Multifunctional TPMS-based metastructures

Abstract

Addressing the dual demands of concurrent low-frequency noise suppression and superior mechanical performance in lightweight structures remains a critical engineering challenge. This study proposes an innovative design and optimization strategy for novel multifunctional TPMS-based metastructures, enabling synergistic enhancement of both acoustic and mechanical functionalities. Two types of multifunctional TPMS-based metastructures, designated as Types A and B, are constructed with thickened triple periodic minimal surfaces (TPMS), micro-perforated panels (MPP), and solid panels (SP). The acoustics and mechanical performance of the proposed metastructures are quantified by the sound absorption coefficient and the equivalent bending stiffness, respectively. Subsequently, an optimization framework integrating a non-dominated sorting genetic algorithm II (NSGA-II) is developed to optimize low-frequency sound absorption bandwidth and equivalent bending stiffness.
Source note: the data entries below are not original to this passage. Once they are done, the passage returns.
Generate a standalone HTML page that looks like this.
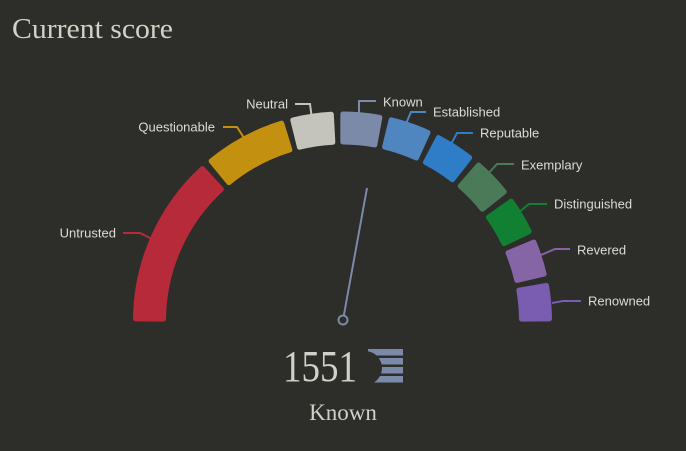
<!DOCTYPE html>
<html><head><meta charset="utf-8"><style>
html,body{margin:0;padding:0;background:#2d2d2a;width:686px;height:451px;overflow:hidden}
svg{display:block}
.l{font-family:"Liberation Sans",sans-serif;font-size:13px;fill:#dcdcd4;dominant-baseline:central}
.s{font-family:"Liberation Serif",serif;fill:#cfd2c6}
</style></head><body>
<svg id="g" width="686" height="451" viewBox="0 0 686 451">
<text x="12" y="38" class="s" font-size="28" textLength="161" lengthAdjust="spacingAndGlyphs">Current score</text>
</svg>
<script>
var svg=document.getElementById('g');
var cx=342.5,cy=321,Ro=207,Ri=179;
function pt(a,r){var t=a*Math.PI/180;return [cx-r*Math.cos(t),cy-r*Math.sin(t)];}
var segs=[[0,48,'#b72a3a'],[50,73.5,'#c4900f'],[75.5,87.5,'#c4c4bc'],[89.5,101,'#7a8aa8'],[103,115,'#4f86c0'],[117,128.5,'#2f7cc7'],[130.5,142,'#4a7a58'],[144,155,'#128032'],[157,167.5,'#8565a5'],[169.5,180,'#7a5cb0']];
var h='';
segs.forEach(function(s){var a=s[0]+0.6,b=s[1]-0.6;var p1=pt(a,Ro),p2=pt(b,Ro),p3=pt(b,Ri),p4=pt(a,Ri);
var d='M'+p1+' A'+Ro+' '+Ro+' 0 0 1 '+p2+' L'+p3+' A'+Ri+' '+Ri+' 0 0 0 '+p4+' Z';
h+='<path d="'+d+'" fill="'+s[2]+'" stroke="'+s[2]+'" stroke-width="5" stroke-linejoin="round"/>';});
var labs=[['Untrusted',116,233,'end','123,233 140,233 152,239','#b72a3a'],
['Questionable',215,127,'end','223,127 237,127 246,141','#c4900f'],
['Neutral',288,104,'end','295,104 310,104 312,119','#c4c4bc'],
['Known',383,102,'start','376,101 359,101 359,118','#7a8aa8'],
['Established',433,112,'start','426,112 411,112 405,126','#4f86c0'],
['Reputable',480,133,'start','473,133 457,133 450,146','#2f7cc7'],
['Exemplary',521,165,'start','514,164 497,164 486,176','#4a7a58'],
['Distinguished',554,204,'start','547,204 529,204 518,213','#128032'],
['Revered',577,250,'start','570,249 555,249 541,255','#8565a5'],
['Renowned',588,301,'start','581,301 563,301 552,303','#7a5cb0']];
labs.forEach(function(l){h+='<polyline points="'+l[4]+'" fill="none" stroke="'+l[5]+'" stroke-width="2"/>';
h+='<text class="l" x="'+l[1]+'" y="'+l[2]+'" text-anchor="'+l[3]+'">'+l[0]+'</text>';});
h+='<line x1="343" y1="320" x2="367" y2="188" stroke="#7a8aa8" stroke-width="2"/>';
h+='<circle cx="343" cy="320" r="4.5" fill="#2d2d2a" stroke="#7a8aa8" stroke-width="2"/>';
for(var i=0;i<4;i++){h+='<rect x="368" y="'+(349+i*9)+'" width="35" height="6.5" fill="#7a8aa8"/>';}
h+='<circle cx="365" cy="368" r="17" fill="#2d2d2a"/>';
h+='<text x="283" y="381" class="s" font-size="44" textLength="74" lengthAdjust="spacingAndGlyphs">1551</text>';
h+='<text x="343" y="420" class="s" font-size="23" text-anchor="middle">Known</text>';
svg.insertAdjacentHTML('beforeend',h);
</script>
</body></html>
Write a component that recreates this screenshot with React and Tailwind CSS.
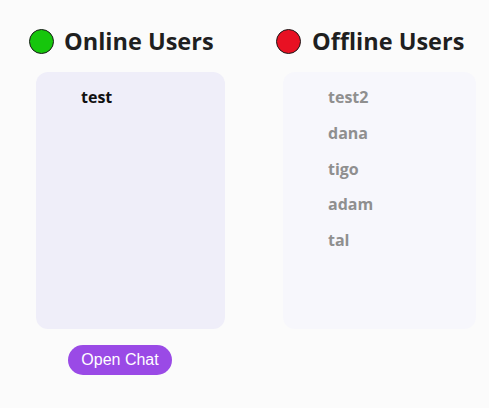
import React from 'react';

const offline = ['test2', 'dana', 'tigo', 'adam', 'tal'];

const Dot = ({ color }) => (
    <span className={`inline-block w-[25px] h-[25px] rounded-full border-[1.5px] border-[#1a1a1a] ${color}`} />
);

export default function App() {
    return (
        <div className="w-[489px] h-[408px] bg-[#fbfbfb] flex font-['Open_Sans',sans-serif] pt-[29px]">
            {/* Online column */}
            <div className="pl-[29px] w-[276px] flex flex-col">
                <div className="flex items-center gap-[10px] h-[25px]">
                    <Dot color="bg-[#16c60c]" />
                    <span className="text-[23.5px] font-bold text-[#1f1f1f] leading-none">Online Users</span>
                </div>
                <div className="ml-[7px] mt-[18px] w-[189px] h-[257px] rounded-[12px] bg-[#efeef9] pl-[45px] pt-[15px]">
                    <div className="text-[16px] font-bold text-[#111] leading-[20px]">test</div>
                </div>
                <button className="ml-[39px] mt-[16px] w-[104px] h-[30px] rounded-full bg-[#9a4ae6] text-white text-[16px] font-['Liberation_Sans',Arial,sans-serif]">
                    Open Chat
                </button>
            </div>
            {/* Offline column */}
            <div className="flex flex-col">
                <div className="flex items-center gap-[11px] h-[25px]">
                    <Dot color="bg-[#e81123]" />
                    <span className="text-[23.5px] font-bold text-[#1f1f1f] leading-none">Offline Users</span>
                </div>
                <div className="ml-[7px] mt-[18px] w-[193px] h-[257px] rounded-[12px] bg-[#f7f7fc] pl-[45px] pt-[15px] flex flex-col gap-[15.75px]">
                    {offline.map(u => (
                        <div key={u} className="text-[16px] font-bold text-[#8f8f8f] leading-[20px]">{u}</div>
                    ))}
                </div>
            </div>
        </div>
    );
}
With the optimized configuration, Type A achieves effective sound absorption at 343–579 Hz (absorption coefficient α > 0.8) and an equivalent bending stiffness of 5.96. Additionally, we reveal the sound absorption mechanism by normalized acoustic resistance and normalized acoustic reactance as well as vibration velocity and acoustic energy dissipation density of the air particles inside the micro-perforations. A sound absorption theoretical model for the multifunctional TPMS-based metastructures is developed via the electro-acoustic analogy method and verified by finite element and experimental approaches. The equivalent bending stiffness is obtained through finite element and experimental. In addition, we have investigated the effect of geometrical parameters on the sound absorption coefficient and the equivalent bending stiffness. This study offers a novel approach to the multifunctional design of lightweight structures.